Book Review: A look at human tragedy following detainee abuse
Posted : Wednesday Jul 21, 2010 19:21:24 EDT
In the opening chapter, Sgt. Adam Gray, 24, dies an “accidental” death (the Army’s term) three weeks after a suicide attempt. At the end of the book, former Spc. Jonathan Millantz, 27, dies from an overdose of painkillers. In between, the author — who spoke with medic Millantz a week before he died — shows that the pair personifies a puzzling predicament of war.
“They were both traumatized by abusing prisoners” at the jail at Forward Operating Base Lion in Balad, Iraq, when they were with the Army’s 3rd Brigade Combat Team, 4th Infantry Division, in 2003.
Author Joshua E.S. Phillips admits his reporting “does not wholly explain the disparate factors that led U.S. forces to engage in detainee abuse and torture.
“But it does help illuminate many critical issues that have been overlooked in the discourse about U.S. torture — some of which involved enormous human tragedies.”
The book, which follows Phillips’ and Michael Montgomery’s 2008 American Radio Network documentary, “What Killed Sergeant Gray,” tries to explain and explore rather than judge and condemn.
And indeed, “Most soldiers who handled detainees served with distinction and never tortured,” Phillips writes.
Phillips allows soldiers to speak, including Spc. Tony Lagournis, the linguist who exposes interrogation practices in his sadly memorable 2007 book, “Fear Up Harsh.”
Lagournis is not alone.
“My violence [as a prison guard] robbed me,” says former Spc. Daniel Keller, who is sorry for “the terrible things that I did. I’m still paying the price for it.
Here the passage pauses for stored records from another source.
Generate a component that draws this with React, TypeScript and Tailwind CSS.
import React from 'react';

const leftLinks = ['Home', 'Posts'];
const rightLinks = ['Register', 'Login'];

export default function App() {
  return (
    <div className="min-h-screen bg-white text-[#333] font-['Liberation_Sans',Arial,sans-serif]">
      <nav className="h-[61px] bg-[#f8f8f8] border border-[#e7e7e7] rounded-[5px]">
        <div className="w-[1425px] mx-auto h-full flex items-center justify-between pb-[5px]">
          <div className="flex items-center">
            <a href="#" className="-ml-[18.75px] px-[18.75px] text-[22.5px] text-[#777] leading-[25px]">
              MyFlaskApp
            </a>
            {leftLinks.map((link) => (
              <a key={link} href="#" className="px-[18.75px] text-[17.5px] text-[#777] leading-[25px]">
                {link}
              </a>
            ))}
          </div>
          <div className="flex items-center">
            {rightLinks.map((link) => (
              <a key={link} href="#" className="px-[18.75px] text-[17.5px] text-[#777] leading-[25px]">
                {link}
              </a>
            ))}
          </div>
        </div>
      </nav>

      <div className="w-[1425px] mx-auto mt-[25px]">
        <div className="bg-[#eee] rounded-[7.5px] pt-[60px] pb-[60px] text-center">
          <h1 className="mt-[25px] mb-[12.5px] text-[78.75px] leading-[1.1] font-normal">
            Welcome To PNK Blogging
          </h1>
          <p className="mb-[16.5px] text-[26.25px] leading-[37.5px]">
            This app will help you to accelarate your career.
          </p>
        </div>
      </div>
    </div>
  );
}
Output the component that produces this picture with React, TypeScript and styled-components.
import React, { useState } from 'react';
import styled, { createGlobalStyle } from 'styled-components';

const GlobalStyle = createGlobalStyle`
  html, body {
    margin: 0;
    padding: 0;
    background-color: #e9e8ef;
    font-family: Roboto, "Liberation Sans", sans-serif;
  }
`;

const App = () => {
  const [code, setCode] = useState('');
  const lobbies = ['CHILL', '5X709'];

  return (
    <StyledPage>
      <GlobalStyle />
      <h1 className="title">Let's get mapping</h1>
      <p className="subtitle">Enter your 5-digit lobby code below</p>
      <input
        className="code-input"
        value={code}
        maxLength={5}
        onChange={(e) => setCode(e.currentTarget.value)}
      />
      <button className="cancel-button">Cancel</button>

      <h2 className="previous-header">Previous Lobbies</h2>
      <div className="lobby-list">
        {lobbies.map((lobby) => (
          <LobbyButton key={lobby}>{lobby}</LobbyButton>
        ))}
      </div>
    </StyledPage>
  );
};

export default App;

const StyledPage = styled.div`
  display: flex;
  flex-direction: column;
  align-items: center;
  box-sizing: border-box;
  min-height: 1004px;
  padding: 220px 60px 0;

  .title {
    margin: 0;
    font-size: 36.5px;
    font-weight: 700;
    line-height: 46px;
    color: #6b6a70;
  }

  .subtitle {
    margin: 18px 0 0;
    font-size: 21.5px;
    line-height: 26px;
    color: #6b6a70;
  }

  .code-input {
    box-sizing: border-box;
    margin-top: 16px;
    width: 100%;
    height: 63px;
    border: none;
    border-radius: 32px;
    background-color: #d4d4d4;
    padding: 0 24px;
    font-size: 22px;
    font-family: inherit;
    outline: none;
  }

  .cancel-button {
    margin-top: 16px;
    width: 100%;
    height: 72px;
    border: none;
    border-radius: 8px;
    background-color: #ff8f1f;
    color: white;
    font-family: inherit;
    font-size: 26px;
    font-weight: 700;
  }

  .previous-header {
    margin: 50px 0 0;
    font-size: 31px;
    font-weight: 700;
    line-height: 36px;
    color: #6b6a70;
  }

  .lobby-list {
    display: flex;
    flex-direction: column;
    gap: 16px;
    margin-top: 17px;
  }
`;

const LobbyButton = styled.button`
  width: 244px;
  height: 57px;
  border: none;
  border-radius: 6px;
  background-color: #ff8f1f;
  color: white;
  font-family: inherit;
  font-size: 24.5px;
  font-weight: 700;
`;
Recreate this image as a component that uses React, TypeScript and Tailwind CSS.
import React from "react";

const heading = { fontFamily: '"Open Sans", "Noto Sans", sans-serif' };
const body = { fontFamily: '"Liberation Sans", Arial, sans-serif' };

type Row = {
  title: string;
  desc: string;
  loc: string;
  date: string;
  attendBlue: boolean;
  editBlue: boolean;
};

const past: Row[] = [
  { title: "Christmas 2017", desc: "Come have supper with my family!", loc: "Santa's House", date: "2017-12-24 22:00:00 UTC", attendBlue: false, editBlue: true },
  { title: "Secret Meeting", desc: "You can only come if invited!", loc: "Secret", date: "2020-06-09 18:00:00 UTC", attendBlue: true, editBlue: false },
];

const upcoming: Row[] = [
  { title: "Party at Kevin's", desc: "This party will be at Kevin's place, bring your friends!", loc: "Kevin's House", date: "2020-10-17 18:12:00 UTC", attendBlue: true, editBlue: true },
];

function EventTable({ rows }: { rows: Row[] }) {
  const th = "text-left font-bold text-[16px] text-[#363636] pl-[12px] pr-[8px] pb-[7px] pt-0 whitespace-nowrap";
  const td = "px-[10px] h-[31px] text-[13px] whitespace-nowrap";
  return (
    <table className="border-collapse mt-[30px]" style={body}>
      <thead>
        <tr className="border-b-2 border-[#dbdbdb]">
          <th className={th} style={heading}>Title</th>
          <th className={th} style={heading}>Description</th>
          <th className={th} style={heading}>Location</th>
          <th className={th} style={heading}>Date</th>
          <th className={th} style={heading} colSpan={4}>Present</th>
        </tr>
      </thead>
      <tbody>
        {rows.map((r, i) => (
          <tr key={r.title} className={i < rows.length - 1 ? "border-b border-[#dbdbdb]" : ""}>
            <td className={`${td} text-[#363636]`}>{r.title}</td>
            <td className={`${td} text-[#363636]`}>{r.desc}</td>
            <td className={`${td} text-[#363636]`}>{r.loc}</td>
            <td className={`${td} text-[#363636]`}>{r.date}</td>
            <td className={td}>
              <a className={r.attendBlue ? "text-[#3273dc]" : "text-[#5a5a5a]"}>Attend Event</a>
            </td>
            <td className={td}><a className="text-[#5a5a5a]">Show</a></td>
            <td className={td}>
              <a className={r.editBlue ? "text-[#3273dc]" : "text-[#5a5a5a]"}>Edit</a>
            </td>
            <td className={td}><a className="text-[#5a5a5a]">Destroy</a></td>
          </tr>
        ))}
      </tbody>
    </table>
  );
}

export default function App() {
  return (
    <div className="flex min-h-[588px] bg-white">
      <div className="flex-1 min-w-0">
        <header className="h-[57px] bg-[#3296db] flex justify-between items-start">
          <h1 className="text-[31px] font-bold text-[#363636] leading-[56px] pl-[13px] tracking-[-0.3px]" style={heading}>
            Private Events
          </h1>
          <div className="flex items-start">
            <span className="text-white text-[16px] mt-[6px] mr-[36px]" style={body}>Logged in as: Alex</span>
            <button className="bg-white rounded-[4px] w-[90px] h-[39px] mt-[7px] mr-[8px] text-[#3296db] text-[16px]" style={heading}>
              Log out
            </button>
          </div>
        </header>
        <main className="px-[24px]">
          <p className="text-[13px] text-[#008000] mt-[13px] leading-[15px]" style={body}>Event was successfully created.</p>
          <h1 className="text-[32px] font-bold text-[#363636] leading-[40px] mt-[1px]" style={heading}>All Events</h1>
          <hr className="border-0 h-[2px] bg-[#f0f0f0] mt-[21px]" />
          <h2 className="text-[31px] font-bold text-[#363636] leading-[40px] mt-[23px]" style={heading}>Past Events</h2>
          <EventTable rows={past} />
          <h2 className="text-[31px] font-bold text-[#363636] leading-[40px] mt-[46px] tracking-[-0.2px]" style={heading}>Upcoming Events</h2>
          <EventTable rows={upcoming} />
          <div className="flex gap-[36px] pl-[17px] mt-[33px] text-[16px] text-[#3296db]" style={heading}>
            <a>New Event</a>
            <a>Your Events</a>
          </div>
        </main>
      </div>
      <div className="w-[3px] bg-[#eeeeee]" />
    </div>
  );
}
A lot of your emotional ramifications come from these feelings of guilt.”
Dr. Richard Kulka, the chief author of a four-year congressional study of post-traumatic stress disorder among Vietnam veterans, concurs.
“We can go into long philosophical discussion of torture,” he says. “But the one thing the research has shown is that it’s not good for the people doing it.”
Just ask Millantz’s mother. Her explanation of how — and why — U.S. soldiers turned to torture stands out among many theories in the book:
“The abuse occurred” because of the soldiers “rage” and the fact that they were given too much power, and the detainees were powerless, and the fact that there was no one to protect them.
“People might think, ‘Oh, I would never do anything like that.’ Wrong. It takes a very, very mature, moral strong person to not abuse power,” she said.
“They [soldiers] are very young and they make very unwise choices, which they regret.”